We too have had a lot of fun in the Eberron world when our friendly Warforged manifested a Dragonmark. It’s made the political intrigue quite exciting not to mention creating conflict within the party between those with “true” Dragonmarks (who feel that the Warforged is some kind of aberration) and the ever-curious Warforged who is starting to get delusions of grandeur.

7 4649matt March 16, 2011 at 9:53 am

I share your fascination with Warforged.
I am playing a character that is re-fluffed to be a warforged with the DM’s permission. Tick-Tock is a re-fluffed tiefling paladin that instead is a war-forged clockwork defender that uses clockwork bots in addition to conventional swords and sorcery (divine challenge and divine sanction are now clockwork challenge and clockwork sanction with radiant damage being fluffed as laser damage).
Tick-tock (as named by his former unit commander) strives to better understand humans in order to surpass them. Despite this increasing superiority, he defends his friends fiercely. The satisfaction of being useful and his illogical sentimental reactions though are profoundly puzzling.
His clockwork bots are disguised as conventional gear, plating and components when not active. He supposes this is an element of deliberate design from his human creators to make them less unnerving. However, in motion the bots are unmistakable and their “bug-like” chittering, ticking, and crawling has unnerved more than a few.
This is the kind of unique concept that war-forged make possible in play and why I keep coming back to them for PC and NPC alike.

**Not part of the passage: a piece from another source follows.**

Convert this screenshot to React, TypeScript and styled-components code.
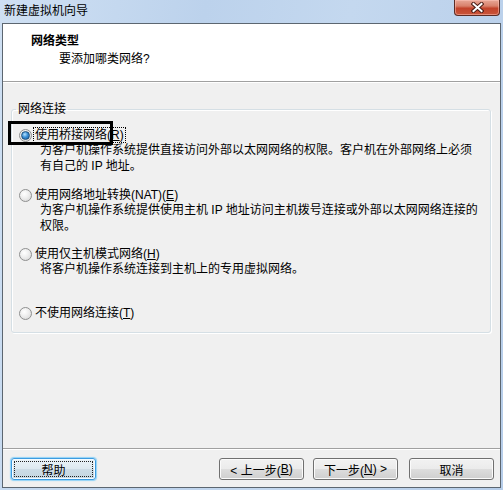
import * as React from 'react';
import styled, { createGlobalStyle } from 'styled-components';

const GlobalStyle = createGlobalStyle`
    html, body {
        margin: 0;
        padding: 0;
        width: 503px;
        height: 490px;
        overflow: hidden;
        background: #bfd4ec;
    }
    * {
        box-sizing: border-box;
    }
`

const FONT = `"Liberation Sans", "Noto Sans CJK SC", sans-serif`

const Window = styled.div`
    width: 503px;
    height: 490px;
    display: flex;
    flex-direction: column;
    padding: 0 2px 2px 2px;
    background: linear-gradient(100deg, #cfe0f3 0%, #bcd2ec 35%, #c4d8ef 60%, #b6cde9 100%);
    font-family: ${FONT};
    font-size: 12px;
    color: #000;
`

const TitleBar = styled.div`
    height: 23px;
    display: flex;
    justify-content: space-between;
    align-items: flex-start;
    padding-left: 2px;
`

const TitleText = styled.div`
    line-height: 22px;
    font-size: 12px;
`

const CloseButton = styled.div`
    width: 46px;
    height: 16px;
    margin-right: 1px;
    display: flex;
    align-items: center;
    justify-content: center;
    border: 1px solid #5b2b24;
    border-top: none;
    border-radius: 0 0 4px 4px;
    background: linear-gradient(#e8a797 0%, #d9816c 40%, #c2432b 55%, #c9553a 100%);
    box-shadow: inset 0 0 0 1px rgba(255, 200, 190, 0.5);
`

const Client = styled.div`
    flex: 1;
    display: flex;
    flex-direction: column;
    border: 1px solid #5c6670;
    background: #f0f0f0;
`

const Header = styled.div`
    height: 58px;
    padding: 8px 0 0 28px;
    background: #fff;
    border-bottom: 1px solid #a0a0a0;
`

const HeaderTitle = styled.div`
    font-weight: bold;
    line-height: 18px;
`

const HeaderSub = styled.div`
    line-height: 18px;
    padding-left: 28px;
`

const Body = styled.div`
    flex: 1;
    padding: 19px 9px 0 8px;
    border-top: 1px solid #fff;
`

const Group = styled.fieldset`
    margin: 0;
    padding: 0;
    border: 1px solid #d5dfe5;
    border-radius: 3px;
    box-shadow: inset 1px 1px 0 #fff, 1px 1px 0 #fff;
`

const Legend = styled.legend`
    margin-left: 4px;
    padding: 0 2px;
    line-height: 14px;
    font-size: 12px;
`

const Options = styled.div`
    display: flex;
    flex-direction: column;
    padding: 12px 0 12px 7px;
`

const Option = styled.div<{ $gap: number }>`
    margin-top: ${p => p.$gap}px;
    display: flex;
    flex-direction: column;
`

const RadioRow = styled.div`
    position: relative;
    height: 14px;
    display: flex;
    align-items: center;
`

const RadioCircle = styled.span<{ $checked?: boolean }>`
    width: 13px;
    height: 13px;
    border-radius: 50%;
    border: 1px solid #8e8f8f;
    background: radial-gradient(circle at 40% 35%, #ffffff 0%, #f0f0f0 40%, #d3d3d3 100%);
    display: flex;
    align-items: center;
    justify-content: center;
    flex: none;
    &::after {
        content: '';
        display: ${p => (p.$checked ? 'block' : 'none')};
        width: 7px;
        height: 7px;
        border-radius: 50%;
        border: 1px solid #1f4f7a;
        background: radial-gradient(circle at 40% 35%, #b6e2ff 0%, #3a8fd6 45%, #145aa0 100%);
    }
`

const RadioLabel = styled.span<{ $focused?: boolean }>`
    margin-left: 2px;
    padding: 0 1px;
    line-height: 14px;
    outline: ${p => (p.$focused ? '1px dotted #000' : 'none')};
`

const Marker = styled.div`
    position: absolute;
    left: -11px;
    top: -7px;
    width: 105px;
    height: 24px;
    border: 3px solid #000;
    pointer-events: none;
`

const Desc = styled.div`
    margin-left: 21px;
    line-height: 16px;
`

const Footer = styled.div`
    height: 39px;
    display: flex;
    align-items: flex-start;
    padding: 9px 6px 0 8px;
    border-top: 1px solid #a0a0a0;
    box-shadow: inset 0 1px 0 #fff;
`

const Spacer = styled.div`
    flex: 1;
`

const Button = styled.button<{ $default?: boolean; $ml?: number }>`
    width: 85px;
    height: 22px;
    margin-left: ${p => p.$ml ?? 0}px;
    padding: 0;
    font-family: ${FONT};
    font-size: 12px;
    color: #000;
    border-radius: 3px;
    border: 1px solid ${p => (p.$default ? '#3c9be0' : '#707070')};
    background: ${p => p.$default
        ? 'linear-gradient(#eaf3f8 0%, #dde9f0 50%, #cddce6 51%, #c5d7e2 100%)'
        : 'linear-gradient(#f2f2f2 0%, #ebebeb 50%, #dddddd 51%, #cfcfcf 100%)'};
    box-shadow: ${p => p.$default ? '0 0 1px 1px #8fd2f7, inset 0 0 0 1px #f4fbff' : 'inset 0 0 0 1px #fbfbfb'};
    display: flex;
    align-items: center;
    justify-content: center;
    position: relative;
    &::after {
        content: '';
        display: ${p => (p.$default ? 'block' : 'none')};
        position: absolute;
        inset: 2px;
        border: 1px dotted #222;
        border-radius: 1px;
    }
`

const XIcon = () => (
    <svg width="13" height="11" viewBox="0 0 13 11">
        <path d="M2.5 2 L10.5 9 M10.5 2 L2.5 9" stroke="#4a1d16" strokeWidth="4" strokeLinecap="square" />
        <path d="M2.5 2 L10.5 9 M10.5 2 L2.5 9" stroke="#ffffff" strokeWidth="2" strokeLinecap="square" />
    </svg>
)

export default function App() {
    return (
        <>
            <GlobalStyle />
            <Window>
                <TitleBar>
                    <TitleText>新建虚拟机向导</TitleText>
                    <CloseButton><XIcon /></CloseButton>
                </TitleBar>
                <Client>
                    <Header>
                        <HeaderTitle>网络类型</HeaderTitle>
                        <HeaderSub>要添加哪类网络?</HeaderSub>
                    </Header>
                    <Body>
                        <Group>
                            <Legend>网络连接</Legend>
                            <Options>
                                <Option $gap={0}>
                                    <RadioRow>
                                        <RadioCircle $checked />
                                        <RadioLabel $focused>使用桥接网络(<u>R</u>)</RadioLabel>
                                        <Marker />
                                    </RadioRow>
                                    <Desc>
                                        为客户机操作系统提供直接访问外部以太网网络的权限。客户机在外部网络上必须<br />
                                        有自己的 IP 地址。
                                    </Desc>
                                </Option>
                                <Option $gap={14}>
                                    <RadioRow>
                                        <RadioCircle />
                                        <RadioLabel>使用网络地址转换(NAT)(<u>E</u>)</RadioLabel>
                                    </RadioRow>
                                    <Desc>
                                        为客户机操作系统提供使用主机 IP 地址访问主机拨号连接或外部以太网网络连接的<br />
                                        权限。
                                    </Desc>
                                </Option>
                                <Option $gap={13}>
                                    <RadioRow>
                                        <RadioCircle />
                                        <RadioLabel>使用仅主机模式网络(<u>H</u>)</RadioLabel>
                                    </RadioRow>
                                    <Desc>将客户机操作系统连接到主机上的专用虚拟网络。</Desc>
                                </Option>
                                <Option $gap={29}>
                                    <RadioRow>
                                        <RadioCircle />
                                        <RadioLabel>不使用网络连接(<u>T</u>)</RadioLabel>
                                    </RadioRow>
                                </Option>
                            </Options>
                        </Group>
                    </Body>
                    <Footer>
                        <Button $default>帮助</Button>
                        <Spacer />
                        <Button>&lt; 上一步(<u>B</u>)</Button>
                        <Button $ml={9}>下一步(<u>N</u>) &gt;</Button>
                        <Button $ml={11}>取消</Button>
                    </Footer>
                </Client>
            </Window>
        </>
    );
}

8 Jordan October 9, 2011 at 3:50 am

The best warforged I every played was actually a human cannith duskblade who loved to make things (max ranks in 3 craft skills). Then he died and was reincarnated as a half elf, upon which he became so afraid of ever dying again he started to make himself into a machine. But as he transitioned father away from humanity and closer to machine he found himself reveling in the power of his new form; using his battlefist to the exclusion of all other weapons and beginning to hold disdain for non-constructs. When he began abusing his access to cannith resources to finish his now mithril body he drew the ire of many other notable scions, but none could unseat him, and his absolute crafting skill meant that he would really have to misstep to become exorciate. A trip to the mournland to recover some cannith artifacts lead to an encounter with the lord of blades who was surprisingly agreeable; and before long he was working secretly to recreate the mournland trigger scenario in every cannith house.

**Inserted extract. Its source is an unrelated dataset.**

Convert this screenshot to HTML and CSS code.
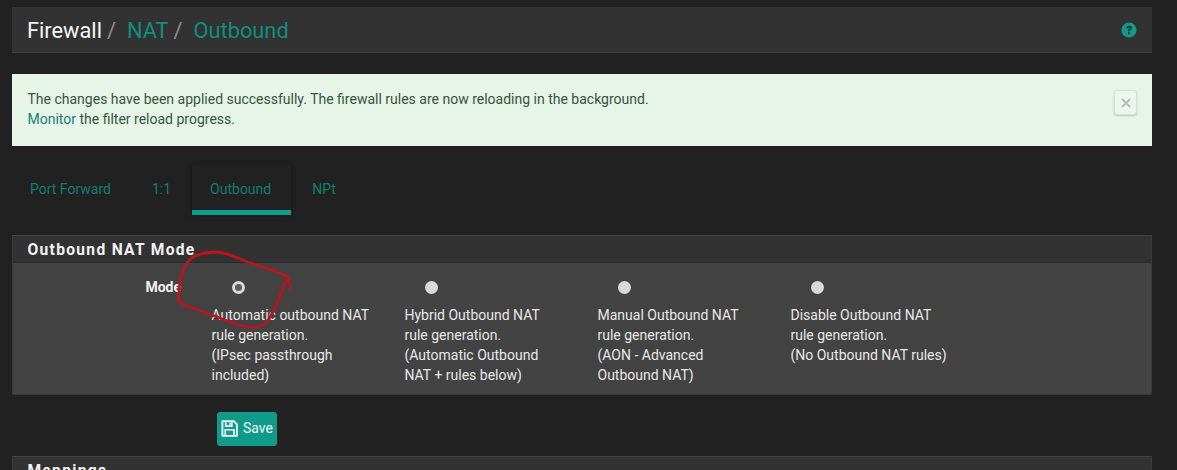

The rest of the party (all non-warforged) were surprisingly okay with all of this. I guess being the party’s face has some advantages 😀

9 Yoruhoshi January 21, 2012 at 5:53 pm

I actually recently developed a new ‘forged character that I’ve named Songblade, owing to his background: he was forged to be an assassin, specifically, and therefore still carries a bloodstone blade, but owing to amnesia that remains unexplained to his traveling companion (my half-elf rogue,) he cannot recall anything that happened to him beyond waking in a creation forge until he awoke on the streets of Sharn and was taken in by a half-blind, eccentric bard.
Essentially, Song is capable of singing minor spells (much like the hobgoblin duur’kala, though my DM and my dad both insist this makes him a magic swordsman like some characters they used to play in AD&D 1st edition in college.) I’ve yet to use him in an Eberron campaign, but I’m still excited for the opportunities! I would love to have any suggestions for his character that you guys are willing to throw me, and if you want to get a basis for what I’ve written him like thus far, check out my dA page!

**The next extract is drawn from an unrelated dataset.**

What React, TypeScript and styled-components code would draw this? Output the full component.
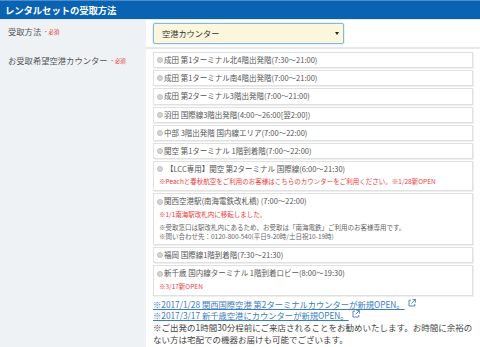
import * as React from "react";
import styled, { createGlobalStyle } from "styled-components";

const GlobalStyle = createGlobalStyle`
  html, body {
    margin: 0;
    padding: 0;
    background: #ffffff;
  }
  body {
    font-family: "Noto Sans CJK JP", "Noto Sans", sans-serif;
    color: #555;
  }
`;

const Page = styled.div`
  width: 480px;
  height: 347px;
  overflow: hidden;
  background: #fff;
`;

const Header = styled.div`
  height: 18px;
  border-top: 1px solid #4c8dcc;
  background: #0a63b2;
  color: #fff;
  font-size: 9.4px;
  font-weight: bold;
  line-height: 18px;
  padding-left: 5px;
  letter-spacing: -0.1px;
`;

const Row = styled.div<{ $first?: boolean }>`
  display: grid;
  grid-template-columns: 146px 1fr;
  border-top: ${(p) => (p.$first ? "1px solid #e6e9ec" : "2px solid #e6e9ec")};
`;

const Label = styled.div<{ $top: number }>`
  background: #eef2f5;
  padding: ${(p) => p.$top}px 0 0 8px;
  font-size: 8.3px;
  line-height: 12px;
  color: #555;
  min-height: 100%;
`;

const Required = styled.span`
  color: #e8302f;
  font-size: 5.4px;
  margin-left: 2px;
  vertical-align: 1px;
`;

const Cell = styled.div<{ $pad: string }>`
  padding: ${(p) => p.$pad};
`;

const Select = styled.div`
  position: relative;
  width: 181px;
  height: 19px;
  border: 1px solid #86b6e6;
  border-radius: 2px;
  box-shadow: 0 0 2px #a9cdf0;
  background: #fcf7dc;
  font-size: 8.2px;
  line-height: 19px;
  padding-left: 8px;
  color: #333;
  &::after {
    content: "";
    position: absolute;
    right: 4px;
    top: 8px;
    border-left: 2px solid transparent;
    border-right: 2px solid transparent;
    border-top: 3px solid #222;
  }
`;

const List = styled.div`
  display: flex;
  flex-direction: column;
  gap: 2px;
  width: 320px;
`;

const Box = styled.div`
  border: 1px solid #e0e0e0;
  box-shadow: 1px 1px 0 #efefef;
  background: #fff;
  padding: 0 0 0 3px;
`;

const Main = styled.div`
  display: flex;
  align-items: center;
  font-size: 7.5px;
  line-height: 14.2px;
  color: #555;
  white-space: nowrap;
`;

const Radio = styled.span<{ $spaced?: boolean }>`
  display: inline-block;
  width: 4px;
  height: 4px;
  border-radius: 50%;
  background: #d6d6d6;
  border: 1px solid #bdbdbd;
  margin-right: ${(p) => (p.$spaced ? "3px" : "1px")};
  flex: none;
`;

const RedNote = styled.div`
  color: #ea3b3b;
  font-size: 6.5px;
  line-height: 11px;
  padding-left: 2px;
  padding-bottom: 3px;
  white-space: nowrap;
`;

const GrayNotes = styled.div`
  color: #666;
  font-size: 6.5px;
  line-height: 9.3px;
  padding: 3px 0 3px 2px;
  white-space: nowrap;
`;

const Links = styled.div`
  margin-top: 3px;
  font-size: 8.3px;
  line-height: 11px;
`;

const Link = styled.a`
  display: block;
  color: #3b7cc0;
  text-decoration: underline;
  white-space: nowrap;
`;

const Note = styled.div`
  font-size: 8.5px;
  line-height: 12.5px;
  color: #444;
  width: 322px;
`;

const Ext = () => (
  <svg width="8" height="8" viewBox="0 0 8 8" style={{ marginLeft: 3, verticalAlign: 1 }}>
    <path d="M3 1.2H1v5.8h5.8V5" fill="none" stroke="#3b7cc0" strokeWidth="0.9" />
    <path d="M4.4 0.6h3v3M7.3 0.7L3.6 4.4" fill="none" stroke="#3b7cc0" strokeWidth="0.9" />
  </svg>
);

const simple1 = [
  "成田 第1ターミナル北4階出発階(7:30～21:00)",
  "成田 第1ターミナル南4階出発階(7:00～21:00)",
  "成田 第2ターミナル3階出発階(7:00～21:00)",
  "羽田 国際線3階出発階(4:00～26:00[翌2:00])",
  "中部 3階出発階 国内線エリア(7:00～22:00)",
  "関空 第1ターミナル 1階到着階(7:00～22:00)",
];

export default function App() {
  return (
    <Page>
      <GlobalStyle />
      <Header>レンタルセットの受取方法</Header>
      <Row $first>
        <Label $top={5}>
          受取方法<Required>・必須</Required>
        </Label>
        <Cell $pad="3px 0 3px 7px">
          <Select>空港カウンター</Select>
        </Cell>
      </Row>
      <Row>
        <Label $top={5}>
          お受取希望空港カウンター<Required>・必須</Required>
        </Label>
        <Cell $pad="3px 0 0 7px">
          <List>
            {simple1.map((t) => (
              <Box key={t}>
                <Main>
                  <Radio />
                  {t}
                </Main>
              </Box>
            ))}
            <Box>
              <Main>
                <Radio $spaced />
                【LCC専用】関空 第2ターミナル 国際線(6:00～21:30)
              </Main>
              <RedNote>※Peachと春秋航空をご利用のお客様はこちらのカウンターをご利用ください。※1/28新OPEN</RedNote>
            </Box>
            <Box>
              <Main>
                <Radio />
                関西空港駅(南海電鉄改札橋) (7:00～22:00)
              </Main>
              <RedNote style={{ paddingBottom: 0 }}>※1/1南海駅改札内に移転しました。</RedNote>
              <GrayNotes>
                ※受取窓口は駅改札内にあるため、お受取は「南海電鉄」ご利用のお客様専用です。
                <br />
                ※問い合わせ先：0120-800-540(平日9-20時/土日祝10-19時)
              </GrayNotes>
            </Box>
            <Box>
              <Main>
                <Radio />
                福岡 国際線1階到着階(7:30～21:30)
              </Main>
            </Box>
            <Box>
              <Main>
                <Radio />
                新千歳 国内線ターミナル 1階到着ロビー(8:00～19:30)
              </Main>
              <RedNote>※3/17新OPEN</RedNote>
            </Box>
          </List>
          <Links>
            <Link href="#">
              ※2017/1/28 関西国際空港 第2ターミナルカウンターが新規OPEN。
              <Ext />
            </Link>
            <Link href="#">
              ※2017/3/17 新千歳空港にカウンターが新規OPEN。
              <Ext />
            </Link>
          </Links>
          <Note>
            ※ご出発の1時間30分程前にご来店されることをお勧めいたします。お時間に余裕のない方は宅配での機器お届けも可能でございます。
          </Note>
        </Cell>
      </Row>
    </Page>
  );
}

10 Icthenue March 22, 2012 at 4:32 pm

My first D&D character was a warforged Barbarian named Bucket. The backstory I made for him was that he was built for a dwarf merchant, but mistakenly sent to the front lines of the war. Even though his intelligence was average, I was determined to play him as an “act, then think” character, and made him overly defensive of his teammates. He wore anything he killed, including elf and dwarf bones from tombs. Funnily enough, just this past Tuesday he died defending the team from crystal golems. The cleric, who had the strongest connection with Bucket, has removed his head and intends to build it into a flail. For Bucket, thats the best honor he could have hoped for and I feel he succeeded as a character and left his mark.

My new warforged Bastion is a fighter, who I am going to build into a Juggernaut. I want to make him all military, no nonsense, but I want to have some sort of missing friend from the war (probably a female warforged scout) that he is duty bound to find again. Due to his distance from living beings (once he is a Juggernaut) I am going to make him a supporter of the Lord of Blades, but not due to superiority, but rather the need to find a place of autonomy for all Warforged.

11 SamMordred April 14, 2013 at 11:45 pm

Made a Warforged Paladin named Steadfast, both in 3.5e and 4e.
He was crafted on the tail end of the war, but saw enough to last a lifetime. When he received freedom, he wandered around a while: he was purposeless, a weapon of war with no one to fight. Eventually, he signed up with the Church of the Silver Flame, finding purpose in religion. It was discovered that he had the spark of divinity necessary for divine casting, and was trained as a paladin, an enforcer for the church.
He’s a defender through and through, the toughest of the tough. AC and HP are his bread and butter, although he still packs a mean punch. He rigidly obeys the tenants of the Church, and protects his allies, no matter how much punishment he takes in the process.

12 Smeagleeagle May 5, 2015 at 3:12 pm

I’m making a warforged druid. They feel like they’ll never be fully accepted as humans, and going back to their original programming of being soldiers will just lead them down a road of death and destruction, but they find peace in nature, so they go adventuring to spread this idea of a third option. The only paths aren’t assimilating to human society, or going back to their robotic roots, One can also become a part of nature.